Extension of a new duality theorem in linear programming - Application to the breakdown of long-run marginal costs
Axel Pierru ()
Working Papers from HAL
In some cases, the objective function of a linear programming problem can be split up into distinct elementary functions, all of which giving rise to a specific interpretation. The theorem we will reformulate was originally derived by Babusiaux (2000) in such a context. The aim was to define a marginal cost in CO2 emission for each of the refined products of an oil refinery. The initial objective function resulted from the addition of a classic operating cost function and a CO2-emission cost function. The author showed that at the optimum, under some assumptions, this marginal cost had an average-cost structure. In other words, the wellknow duality property was extended to each one of the elementary functions, for which it is possible to define elementary dual variables. We reformulate and generalize this theorem. We show that it is valid in any basic feasible solution.
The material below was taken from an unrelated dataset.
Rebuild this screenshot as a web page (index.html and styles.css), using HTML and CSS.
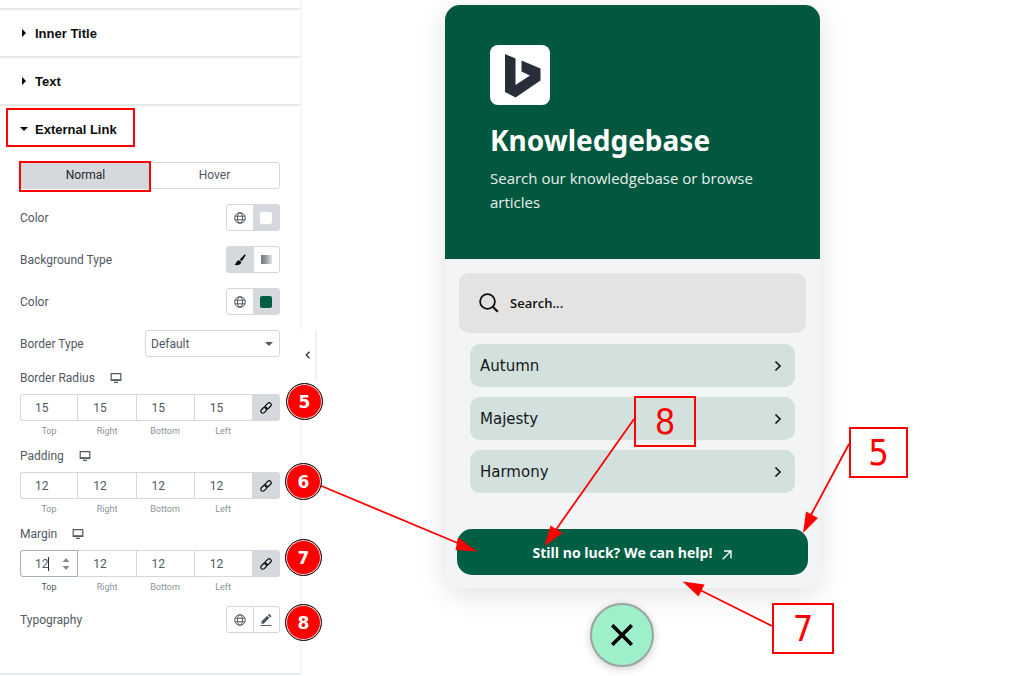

Moreover, we provide a simple interpretation of this result. We then show, with a capital budgeting example, how to break down a long-run marginal cost into a marginal operating cost and a marginal equivalent investment cost. This decomposition allows us an in-depth analysis of the formation of longrun marginal costs. This theorem, with the associated concept of elementary dual variable, should give rise to a sizable number of applications in capital budgeting modeling.